The problem:
Each line of the listing must be transcribed exactly, except for the images, which should be excluded.

----------

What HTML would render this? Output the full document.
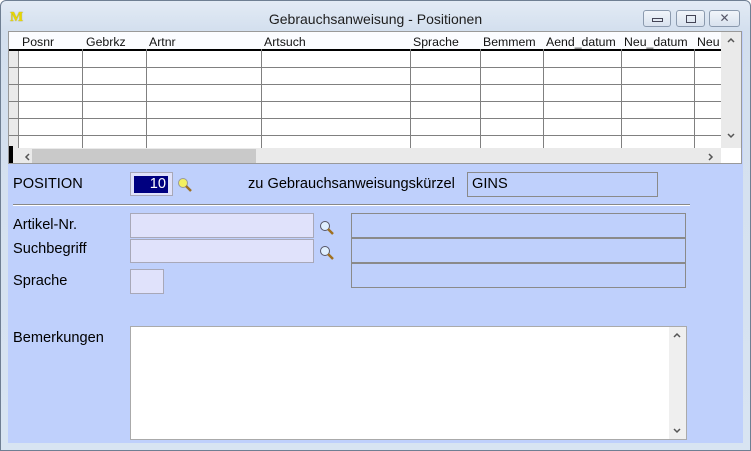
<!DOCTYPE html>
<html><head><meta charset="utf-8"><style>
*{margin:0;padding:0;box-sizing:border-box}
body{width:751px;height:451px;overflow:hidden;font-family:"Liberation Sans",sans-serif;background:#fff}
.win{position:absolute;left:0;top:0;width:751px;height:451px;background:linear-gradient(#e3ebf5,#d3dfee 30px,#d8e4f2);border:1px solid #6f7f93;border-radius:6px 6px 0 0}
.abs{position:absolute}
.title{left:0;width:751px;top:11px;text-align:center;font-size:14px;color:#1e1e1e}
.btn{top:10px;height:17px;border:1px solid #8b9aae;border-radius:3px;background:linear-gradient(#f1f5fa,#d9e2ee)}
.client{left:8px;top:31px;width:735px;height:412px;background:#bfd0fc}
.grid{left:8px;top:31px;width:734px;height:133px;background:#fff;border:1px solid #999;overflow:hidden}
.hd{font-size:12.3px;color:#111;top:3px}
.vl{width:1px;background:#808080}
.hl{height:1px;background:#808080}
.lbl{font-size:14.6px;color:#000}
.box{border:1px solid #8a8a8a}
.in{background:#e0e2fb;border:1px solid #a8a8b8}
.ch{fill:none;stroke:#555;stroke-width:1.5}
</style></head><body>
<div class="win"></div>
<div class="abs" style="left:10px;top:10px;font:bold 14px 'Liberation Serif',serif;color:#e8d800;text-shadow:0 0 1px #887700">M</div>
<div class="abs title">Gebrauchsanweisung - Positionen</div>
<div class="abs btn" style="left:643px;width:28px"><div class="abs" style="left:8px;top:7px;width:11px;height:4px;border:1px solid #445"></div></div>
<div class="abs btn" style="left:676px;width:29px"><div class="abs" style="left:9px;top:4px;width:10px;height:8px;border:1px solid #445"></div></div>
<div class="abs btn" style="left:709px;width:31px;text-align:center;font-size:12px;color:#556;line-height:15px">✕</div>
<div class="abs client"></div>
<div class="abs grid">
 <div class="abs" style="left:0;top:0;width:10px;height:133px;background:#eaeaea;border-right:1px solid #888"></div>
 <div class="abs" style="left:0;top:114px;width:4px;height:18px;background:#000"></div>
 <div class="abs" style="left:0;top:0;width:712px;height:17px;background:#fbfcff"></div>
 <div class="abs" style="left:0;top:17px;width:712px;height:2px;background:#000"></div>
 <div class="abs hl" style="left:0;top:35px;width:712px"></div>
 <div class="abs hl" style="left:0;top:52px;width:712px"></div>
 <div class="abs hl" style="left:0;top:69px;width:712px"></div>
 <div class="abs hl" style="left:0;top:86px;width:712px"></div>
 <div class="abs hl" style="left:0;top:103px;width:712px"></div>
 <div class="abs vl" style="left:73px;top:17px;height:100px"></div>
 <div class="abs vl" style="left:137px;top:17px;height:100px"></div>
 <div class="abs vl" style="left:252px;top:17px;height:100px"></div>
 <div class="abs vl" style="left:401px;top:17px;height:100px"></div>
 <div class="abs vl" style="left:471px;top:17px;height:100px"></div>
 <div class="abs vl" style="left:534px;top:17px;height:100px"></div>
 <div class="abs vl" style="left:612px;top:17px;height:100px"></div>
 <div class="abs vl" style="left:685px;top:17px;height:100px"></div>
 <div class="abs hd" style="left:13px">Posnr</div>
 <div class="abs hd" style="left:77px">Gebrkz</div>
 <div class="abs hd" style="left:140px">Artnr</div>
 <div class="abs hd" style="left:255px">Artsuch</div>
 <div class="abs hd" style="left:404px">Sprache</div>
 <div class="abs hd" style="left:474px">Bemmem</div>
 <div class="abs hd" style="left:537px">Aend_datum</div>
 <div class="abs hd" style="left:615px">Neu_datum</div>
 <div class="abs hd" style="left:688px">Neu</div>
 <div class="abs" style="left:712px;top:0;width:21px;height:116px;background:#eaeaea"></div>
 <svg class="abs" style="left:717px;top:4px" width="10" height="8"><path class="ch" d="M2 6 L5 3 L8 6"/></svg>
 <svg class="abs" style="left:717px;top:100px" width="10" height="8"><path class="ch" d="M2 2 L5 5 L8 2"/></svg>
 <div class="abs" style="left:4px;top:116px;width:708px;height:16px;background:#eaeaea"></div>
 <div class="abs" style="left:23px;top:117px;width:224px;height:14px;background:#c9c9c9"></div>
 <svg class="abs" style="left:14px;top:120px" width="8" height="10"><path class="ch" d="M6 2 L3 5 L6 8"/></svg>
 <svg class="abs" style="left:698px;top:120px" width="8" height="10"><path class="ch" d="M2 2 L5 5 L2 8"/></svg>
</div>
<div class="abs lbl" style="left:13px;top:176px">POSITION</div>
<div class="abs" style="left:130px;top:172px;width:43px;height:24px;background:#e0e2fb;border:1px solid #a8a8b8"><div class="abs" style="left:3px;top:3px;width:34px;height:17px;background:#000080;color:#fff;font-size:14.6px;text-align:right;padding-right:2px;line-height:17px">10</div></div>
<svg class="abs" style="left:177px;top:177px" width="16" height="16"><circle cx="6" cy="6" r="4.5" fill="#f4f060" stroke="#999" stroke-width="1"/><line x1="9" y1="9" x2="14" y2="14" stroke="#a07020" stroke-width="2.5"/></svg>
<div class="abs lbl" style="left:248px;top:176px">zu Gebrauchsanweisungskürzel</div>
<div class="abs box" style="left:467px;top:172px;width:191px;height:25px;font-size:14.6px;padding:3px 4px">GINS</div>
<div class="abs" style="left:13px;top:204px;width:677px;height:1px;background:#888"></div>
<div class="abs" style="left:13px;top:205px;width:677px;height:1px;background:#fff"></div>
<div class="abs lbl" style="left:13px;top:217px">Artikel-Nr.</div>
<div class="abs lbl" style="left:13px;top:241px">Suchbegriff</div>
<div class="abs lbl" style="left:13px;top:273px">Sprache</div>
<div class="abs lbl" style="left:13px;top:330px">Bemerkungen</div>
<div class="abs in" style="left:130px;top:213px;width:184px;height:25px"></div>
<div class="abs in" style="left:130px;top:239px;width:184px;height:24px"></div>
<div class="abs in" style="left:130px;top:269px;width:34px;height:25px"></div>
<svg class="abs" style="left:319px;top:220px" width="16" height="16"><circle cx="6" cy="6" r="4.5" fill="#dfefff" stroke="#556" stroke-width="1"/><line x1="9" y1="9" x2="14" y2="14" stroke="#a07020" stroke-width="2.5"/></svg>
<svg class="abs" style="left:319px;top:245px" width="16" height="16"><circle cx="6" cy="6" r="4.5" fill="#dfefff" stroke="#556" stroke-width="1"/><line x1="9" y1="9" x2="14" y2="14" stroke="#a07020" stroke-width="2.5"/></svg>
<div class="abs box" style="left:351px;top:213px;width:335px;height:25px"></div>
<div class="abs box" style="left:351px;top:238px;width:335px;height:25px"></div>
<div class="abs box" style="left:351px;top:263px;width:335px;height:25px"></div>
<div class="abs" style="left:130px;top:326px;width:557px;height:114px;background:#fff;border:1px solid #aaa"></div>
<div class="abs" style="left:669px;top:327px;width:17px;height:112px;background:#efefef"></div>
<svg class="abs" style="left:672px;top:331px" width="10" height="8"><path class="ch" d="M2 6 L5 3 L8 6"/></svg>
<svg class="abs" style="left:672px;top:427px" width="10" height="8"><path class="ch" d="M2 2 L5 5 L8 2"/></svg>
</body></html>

----------

Result of the task:
What HTML would render this? Output the full document.
<!DOCTYPE html>
<html><head><meta charset="utf-8"><style>
*{margin:0;padding:0;box-sizing:border-box}
body{width:751px;height:451px;overflow:hidden;font-family:"Liberation Sans",sans-serif;background:#fff}
.win{position:absolute;left:0;top:0;width:751px;height:451px;background:linear-gradient(#e3ebf5,#d3dfee 30px,#d8e4f2);border:1px solid #6f7f93;border-radius:6px 6px 0 0}
.abs{position:absolute}
.title{left:0;width:751px;top:11px;text-align:center;font-size:14px;color:#1e1e1e}
.btn{top:10px;height:17px;border:1px solid #8b9aae;border-radius:3px;background:linear-gradient(#f1f5fa,#d9e2ee)}
.client{left:8px;top:31px;width:735px;height:412px;background:#bfd0fc}
.grid{left:8px;top:31px;width:734px;height:133px;background:#fff;border:1px solid #999;overflow:hidden}
.hd{font-size:12.3px;color:#111;top:3px}
.vl{width:1px;background:#808080}
.hl{height:1px;background:#808080}
.lbl{font-size:14.6px;color:#000}
.box{border:1px solid #8a8a8a}
.in{background:#e0e2fb;border:1px solid #a8a8b8}
.ch{fill:none;stroke:#555;stroke-width:1.5}
</style></head><body>
<div class="win"></div>
<div class="abs" style="left:10px;top:10px;font:bold 14px 'Liberation Serif',serif;color:#e8d800;text-shadow:0 0 1px #887700">M</div>
<div class="abs title">Gebrauchsanweisung - Positionen</div>
<div class="abs btn" style="left:643px;width:28px"><div class="abs" style="left:8px;top:7px;width:11px;height:4px;border:1px solid #445"></div></div>
<div class="abs btn" style="left:676px;width:29px"><div class="abs" style="left:9px;top:4px;width:10px;height:8px;border:1px solid #445"></div></div>
<div class="abs btn" style="left:709px;width:31px;text-align:center;font-size:12px;color:#556;line-height:15px">✕</div>
<div class="abs client"></div>
<div class="abs grid">
 <div class="abs" style="left:0;top:0;width:10px;height:133px;background:#eaeaea;border-right:1px solid #888"></div>
 <div class="abs" style="left:0;top:114px;width:4px;height:18px;background:#000"></div>
 <div class="abs" style="left:0;top:0;width:712px;height:17px;background:#fbfcff"></div>
 <div class="abs" style="left:0;top:17px;width:712px;height:2px;background:#000"></div>
 <div class="abs hl" style="left:0;top:35px;width:712px"></div>
 <div class="abs hl" style="left:0;top:52px;width:712px"></div>
 <div class="abs hl" style="left:0;top:69px;width:712px"></div>
 <div class="abs hl" style="left:0;top:86px;width:712px"></div>
 <div class="abs hl" style="left:0;top:103px;width:712px"></div>
 <div class="abs vl" style="left:73px;top:17px;height:100px"></div>
 <div class="abs vl" style="left:137px;top:17px;height:100px"></div>
 <div class="abs vl" style="left:252px;top:17px;height:100px"></div>
 <div class="abs vl" style="left:401px;top:17px;height:100px"></div>
 <div class="abs vl" style="left:471px;top:17px;height:100px"></div>
 <div class="abs vl" style="left:534px;top:17px;height:100px"></div>
 <div class="abs vl" style="left:612px;top:17px;height:100px"></div>
 <div class="abs vl" style="left:685px;top:17px;height:100px"></div>
 <div class="abs hd" style="left:13px">Posnr</div>
 <div class="abs hd" style="left:77px">Gebrkz</div>
 <div class="abs hd" style="left:140px">Artnr</div>
 <div class="abs hd" style="left:255px">Artsuch</div>
 <div class="abs hd" style="left:404px">Sprache</div>
 <div class="abs hd" style="left:474px">Bemmem</div>
 <div class="abs hd" style="left:537px">Aend_datum</div>
 <div class="abs hd" style="left:615px">Neu_datum</div>
 <div class="abs hd" style="left:688px">Neu</div>
 <div class="abs" style="left:712px;top:0;width:21px;height:116px;background:#eaeaea"></div>
 <svg class="abs" style="left:717px;top:4px" width="10" height="8"><path class="ch" d="M2 6 L5 3 L8 6"/></svg>
 <svg class="abs" style="left:717px;top:100px" width="10" height="8"><path class="ch" d="M2 2 L5 5 L8 2"/></svg>
 <div class="abs" style="left:4px;top:116px;width:708px;height:16px;background:#eaeaea"></div>
 <div class="abs" style="left:23px;top:117px;width:224px;height:14px;background:#c9c9c9"></div>
 <svg class="abs" style="left:14px;top:120px" width="8" height="10"><path class="ch" d="M6 2 L3 5 L6 8"/></svg>
 <svg class="abs" style="left:698px;top:120px" width="8" height="10"><path class="ch" d="M2 2 L5 5 L2 8"/></svg>
</div>
<div class="abs lbl" style="left:13px;top:176px">POSITION</div>
<div class="abs" style="left:130px;top:172px;width:43px;height:24px;background:#e0e2fb;border:1px solid #a8a8b8"><div class="abs" style="left:3px;top:3px;width:34px;height:17px;background:#000080;color:#fff;font-size:14.6px;text-align:right;padding-right:2px;line-height:17px">10</div></div>
<svg class="abs" style="left:177px;top:177px" width="16" height="16"><circle cx="6" cy="6" r="4.5" fill="#f4f060" stroke="#999" stroke-width="1"/><line x1="9" y1="9" x2="14" y2="14" stroke="#a07020" stroke-width="2.5"/></svg>
<div class="abs lbl" style="left:248px;top:176px">zu Gebrauchsanweisungskürzel</div>
<div class="abs box" style="left:467px;top:172px;width:191px;height:25px;font-size:14.6px;padding:3px 4px">GINS</div>
<div class="abs" style="left:13px;top:204px;width:677px;height:1px;background:#888"></div>
<div class="abs" style="left:13px;top:205px;width:677px;height:1px;background:#fff"></div>
<div class="abs lbl" style="left:13px;top:217px">Artikel-Nr.</div>
<div class="abs lbl" style="left:13px;top:241px">Suchbegriff</div>
<div class="abs lbl" style="left:13px;top:273px">Sprache</div>
<div class="abs lbl" style="left:13px;top:330px">Bemerkungen</div>
<div class="abs in" style="left:130px;top:213px;width:184px;height:25px"></div>
<div class="abs in" style="left:130px;top:239px;width:184px;height:24px"></div>
<div class="abs in" style="left:130px;top:269px;width:34px;height:25px"></div>
<svg class="abs" style="left:319px;top:220px" width="16" height="16"><circle cx="6" cy="6" r="4.5" fill="#dfefff" stroke="#556" stroke-width="1"/><line x1="9" y1="9" x2="14" y2="14" stroke="#a07020" stroke-width="2.5"/></svg>
<svg class="abs" style="left:319px;top:245px" width="16" height="16"><circle cx="6" cy="6" r="4.5" fill="#dfefff" stroke="#556" stroke-width="1"/><line x1="9" y1="9" x2="14" y2="14" stroke="#a07020" stroke-width="2.5"/></svg>
<div class="abs box" style="left:351px;top:213px;width:335px;height:25px"></div>
<div class="abs box" style="left:351px;top:238px;width:335px;height:25px"></div>
<div class="abs box" style="left:351px;top:263px;width:335px;height:25px"></div>
<div class="abs" style="left:130px;top:326px;width:557px;height:114px;background:#fff;border:1px solid #aaa"></div>
<div class="abs" style="left:669px;top:327px;width:17px;height:112px;background:#efefef"></div>
<svg class="abs" style="left:672px;top:331px" width="10" height="8"><path class="ch" d="M2 6 L5 3 L8 6"/></svg>
<svg class="abs" style="left:672px;top:427px" width="10" height="8"><path class="ch" d="M2 2 L5 5 L8 2"/></svg>
</body></html>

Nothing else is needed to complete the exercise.